Compute the number of lines that include the string "table", then output that number and nothing else.

→ Information supplied
=====

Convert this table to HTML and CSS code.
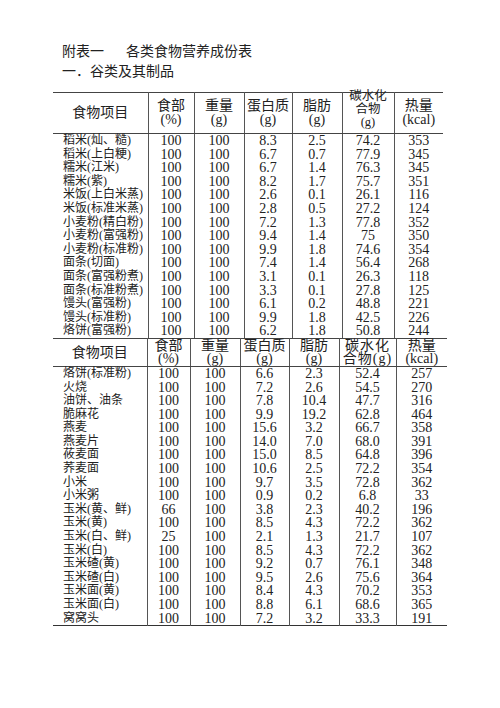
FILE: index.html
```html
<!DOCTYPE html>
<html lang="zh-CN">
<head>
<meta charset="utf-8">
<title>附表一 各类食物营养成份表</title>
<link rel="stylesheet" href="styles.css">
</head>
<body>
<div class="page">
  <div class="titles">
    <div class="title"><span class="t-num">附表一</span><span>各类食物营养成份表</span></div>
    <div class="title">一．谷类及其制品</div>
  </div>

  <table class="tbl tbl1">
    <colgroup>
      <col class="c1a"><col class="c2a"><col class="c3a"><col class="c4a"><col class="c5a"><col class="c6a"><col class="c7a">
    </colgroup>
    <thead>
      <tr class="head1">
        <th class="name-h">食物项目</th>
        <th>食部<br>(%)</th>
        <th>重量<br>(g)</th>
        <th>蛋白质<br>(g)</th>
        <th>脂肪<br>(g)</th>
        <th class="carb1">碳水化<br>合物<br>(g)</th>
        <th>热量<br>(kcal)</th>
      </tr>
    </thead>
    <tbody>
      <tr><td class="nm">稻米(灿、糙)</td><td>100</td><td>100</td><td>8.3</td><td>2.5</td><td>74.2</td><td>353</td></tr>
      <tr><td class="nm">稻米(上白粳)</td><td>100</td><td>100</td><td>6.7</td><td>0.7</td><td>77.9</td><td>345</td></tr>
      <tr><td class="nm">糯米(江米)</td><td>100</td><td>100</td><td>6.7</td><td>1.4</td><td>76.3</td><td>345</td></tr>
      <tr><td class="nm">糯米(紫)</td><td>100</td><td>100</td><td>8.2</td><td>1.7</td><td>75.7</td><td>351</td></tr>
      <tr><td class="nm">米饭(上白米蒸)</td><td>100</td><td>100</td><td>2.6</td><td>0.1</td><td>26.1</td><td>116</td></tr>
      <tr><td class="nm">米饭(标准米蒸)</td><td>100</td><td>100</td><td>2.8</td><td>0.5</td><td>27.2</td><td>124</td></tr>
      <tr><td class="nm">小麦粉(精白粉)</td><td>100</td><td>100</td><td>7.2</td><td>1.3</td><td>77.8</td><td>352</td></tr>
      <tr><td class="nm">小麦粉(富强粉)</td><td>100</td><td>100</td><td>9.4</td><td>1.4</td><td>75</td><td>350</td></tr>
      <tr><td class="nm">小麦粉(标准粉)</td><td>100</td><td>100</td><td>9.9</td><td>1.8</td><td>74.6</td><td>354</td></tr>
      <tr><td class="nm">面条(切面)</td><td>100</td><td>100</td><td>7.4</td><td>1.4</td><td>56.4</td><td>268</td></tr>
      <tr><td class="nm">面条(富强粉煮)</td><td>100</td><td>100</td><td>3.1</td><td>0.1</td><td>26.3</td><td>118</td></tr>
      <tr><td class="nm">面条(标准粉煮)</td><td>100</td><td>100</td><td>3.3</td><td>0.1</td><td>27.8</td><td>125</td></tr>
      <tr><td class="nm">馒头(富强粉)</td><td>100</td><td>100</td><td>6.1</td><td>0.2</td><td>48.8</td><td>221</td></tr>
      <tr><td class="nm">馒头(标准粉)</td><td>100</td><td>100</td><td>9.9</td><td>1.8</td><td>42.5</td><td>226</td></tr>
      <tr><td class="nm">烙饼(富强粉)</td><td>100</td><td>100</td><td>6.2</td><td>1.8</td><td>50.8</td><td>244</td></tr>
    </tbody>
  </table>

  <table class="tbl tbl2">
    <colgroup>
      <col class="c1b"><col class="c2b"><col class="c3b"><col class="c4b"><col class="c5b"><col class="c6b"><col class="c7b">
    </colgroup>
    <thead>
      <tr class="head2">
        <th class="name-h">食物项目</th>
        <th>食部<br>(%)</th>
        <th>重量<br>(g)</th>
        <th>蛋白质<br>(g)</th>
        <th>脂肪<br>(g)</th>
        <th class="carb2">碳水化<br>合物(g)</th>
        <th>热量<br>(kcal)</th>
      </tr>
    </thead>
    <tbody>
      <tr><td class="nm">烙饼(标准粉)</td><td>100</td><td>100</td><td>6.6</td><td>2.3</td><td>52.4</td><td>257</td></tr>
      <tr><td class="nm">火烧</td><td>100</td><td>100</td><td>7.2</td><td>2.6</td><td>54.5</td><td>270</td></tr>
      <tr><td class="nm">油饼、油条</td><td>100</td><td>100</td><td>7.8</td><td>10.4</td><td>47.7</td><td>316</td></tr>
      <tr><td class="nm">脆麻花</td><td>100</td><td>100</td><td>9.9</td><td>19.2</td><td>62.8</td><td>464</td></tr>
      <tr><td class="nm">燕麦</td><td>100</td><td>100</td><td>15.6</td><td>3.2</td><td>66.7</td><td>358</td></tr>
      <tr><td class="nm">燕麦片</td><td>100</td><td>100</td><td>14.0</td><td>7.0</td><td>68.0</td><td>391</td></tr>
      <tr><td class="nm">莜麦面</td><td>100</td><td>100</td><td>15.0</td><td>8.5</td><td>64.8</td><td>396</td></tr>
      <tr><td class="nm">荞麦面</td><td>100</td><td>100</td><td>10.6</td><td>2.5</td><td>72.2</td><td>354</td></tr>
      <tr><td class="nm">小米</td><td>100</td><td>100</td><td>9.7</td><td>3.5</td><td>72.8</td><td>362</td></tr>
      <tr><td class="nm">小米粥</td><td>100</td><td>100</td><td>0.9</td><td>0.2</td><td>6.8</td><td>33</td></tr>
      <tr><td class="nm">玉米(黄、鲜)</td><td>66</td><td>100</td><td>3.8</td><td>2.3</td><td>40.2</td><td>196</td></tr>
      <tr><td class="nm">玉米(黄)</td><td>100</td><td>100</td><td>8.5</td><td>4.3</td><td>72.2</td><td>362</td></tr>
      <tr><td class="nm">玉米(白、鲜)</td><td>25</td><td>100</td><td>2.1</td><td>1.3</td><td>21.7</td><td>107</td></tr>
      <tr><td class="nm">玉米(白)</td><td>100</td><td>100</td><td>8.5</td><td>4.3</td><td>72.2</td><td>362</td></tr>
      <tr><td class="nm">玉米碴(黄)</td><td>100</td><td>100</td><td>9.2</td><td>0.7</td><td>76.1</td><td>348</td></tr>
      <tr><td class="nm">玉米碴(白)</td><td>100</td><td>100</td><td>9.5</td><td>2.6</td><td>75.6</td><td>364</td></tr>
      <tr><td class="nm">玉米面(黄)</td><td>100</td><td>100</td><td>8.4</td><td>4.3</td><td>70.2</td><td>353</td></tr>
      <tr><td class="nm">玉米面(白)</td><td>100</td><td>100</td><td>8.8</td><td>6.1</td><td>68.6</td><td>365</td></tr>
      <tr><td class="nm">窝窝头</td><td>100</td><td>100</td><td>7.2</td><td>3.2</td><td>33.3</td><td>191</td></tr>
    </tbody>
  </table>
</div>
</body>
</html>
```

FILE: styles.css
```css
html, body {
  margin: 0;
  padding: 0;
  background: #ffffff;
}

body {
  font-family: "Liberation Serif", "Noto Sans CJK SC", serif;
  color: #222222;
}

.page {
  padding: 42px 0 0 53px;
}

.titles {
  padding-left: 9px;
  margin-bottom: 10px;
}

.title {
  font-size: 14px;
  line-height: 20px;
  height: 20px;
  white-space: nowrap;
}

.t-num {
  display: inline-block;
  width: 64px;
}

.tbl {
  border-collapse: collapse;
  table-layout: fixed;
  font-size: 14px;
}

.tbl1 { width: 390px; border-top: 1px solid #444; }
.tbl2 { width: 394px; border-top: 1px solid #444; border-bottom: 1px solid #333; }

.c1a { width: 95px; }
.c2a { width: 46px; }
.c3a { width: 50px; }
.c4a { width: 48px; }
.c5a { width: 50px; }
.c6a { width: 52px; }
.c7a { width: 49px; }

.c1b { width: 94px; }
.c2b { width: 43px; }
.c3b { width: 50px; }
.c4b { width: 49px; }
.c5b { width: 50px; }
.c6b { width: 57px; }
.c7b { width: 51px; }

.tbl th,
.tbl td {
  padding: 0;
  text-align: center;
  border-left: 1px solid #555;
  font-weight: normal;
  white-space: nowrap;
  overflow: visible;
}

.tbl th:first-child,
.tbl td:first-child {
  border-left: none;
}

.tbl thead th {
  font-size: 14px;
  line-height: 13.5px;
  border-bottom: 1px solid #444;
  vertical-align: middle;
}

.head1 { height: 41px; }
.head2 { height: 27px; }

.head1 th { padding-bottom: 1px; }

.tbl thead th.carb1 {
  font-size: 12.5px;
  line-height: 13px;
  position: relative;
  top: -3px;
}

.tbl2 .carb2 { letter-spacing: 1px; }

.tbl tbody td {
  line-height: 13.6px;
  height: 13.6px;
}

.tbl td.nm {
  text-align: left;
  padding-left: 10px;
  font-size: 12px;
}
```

=====

→ Solution for this exercise
6